Thought I'd go much long on Saturday, but within moments of starting out, my upper thighs felt really tired and weak and the feeling never went away. I’m pretty sure it is my psoas muscles. They tightened up a bit on the bike ride today, but they didn't go all weak like yesterday.

Earlier this week, I was reflecting on the Gospel reading for the day which was the "great commandment" -- love God with all your heart and all your soul and all your mind and all your strength and love your neighbor as yourself. I realized that, for me, loving God with all my heart really was a call to be happy, to do the work that it takes to be happy (which has a lot to do with creating happiness within me, creating the right frame of mind). Although at times I can be quite content, I do not think I am by nature a happy person. Either that or it's just that I have built up a lifetime of the bad habit of negative thinking. At any rate, I tend to not do very often those things that make me happy. But today I did. Screaming down those hills, I was really, really happy. I need to pay attention to experiences like that, acknowledge them, and engage in them much more often. When I am happy like that, the world is a perfect place and I am filled with gratitude and love for God and humans.

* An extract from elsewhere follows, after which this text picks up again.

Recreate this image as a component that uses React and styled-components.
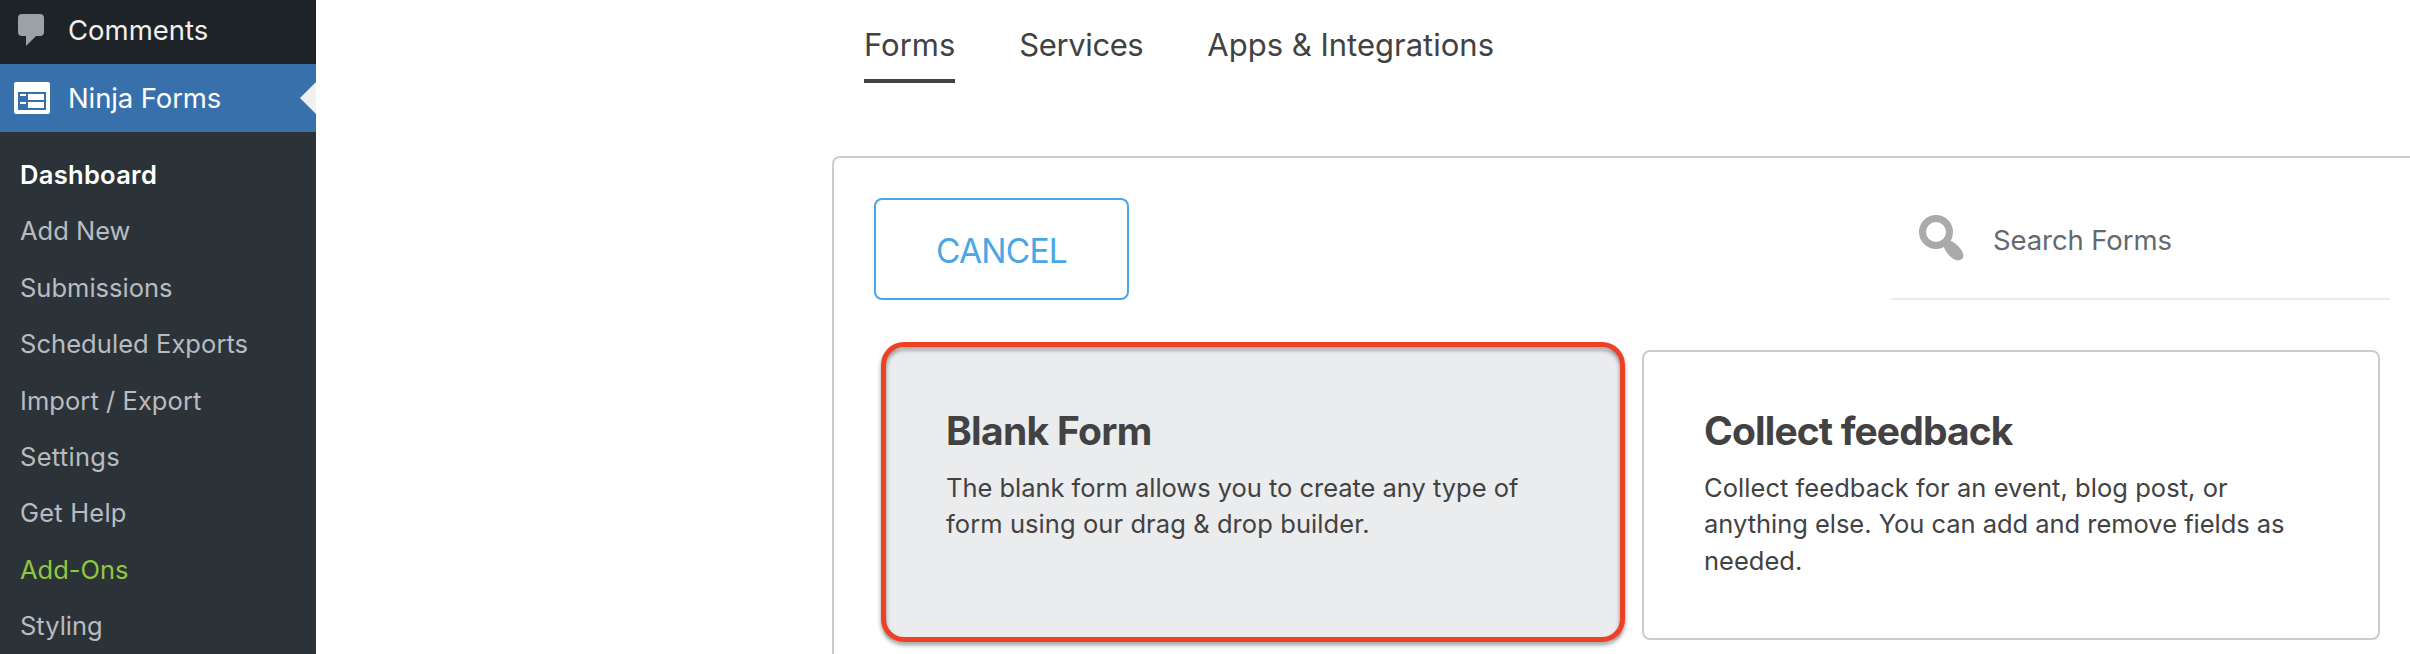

Today I am grateful for the people at Cannondate who manufactured my bicycle. I am grateful for God and the earth that created those awesome hills, even if it meant I had to climb them before I could descend! I am grateful for the British (and Germans I think) who paved that road. I am grateful for all the Cameroonians in the area who were at home with their families or hanging around their neighborhoods so that the road was almost completely empty. I am grateful for sunshine and a perfect breeze. And I am grateful for the Horizon Chicken Shack in Bambui that had a nice cold Djino to quench my thirst and get some sugar back into my system and then had fufu-corn and njama njama to replenish me and a nice cold Amstel beer to finish things off perfectly.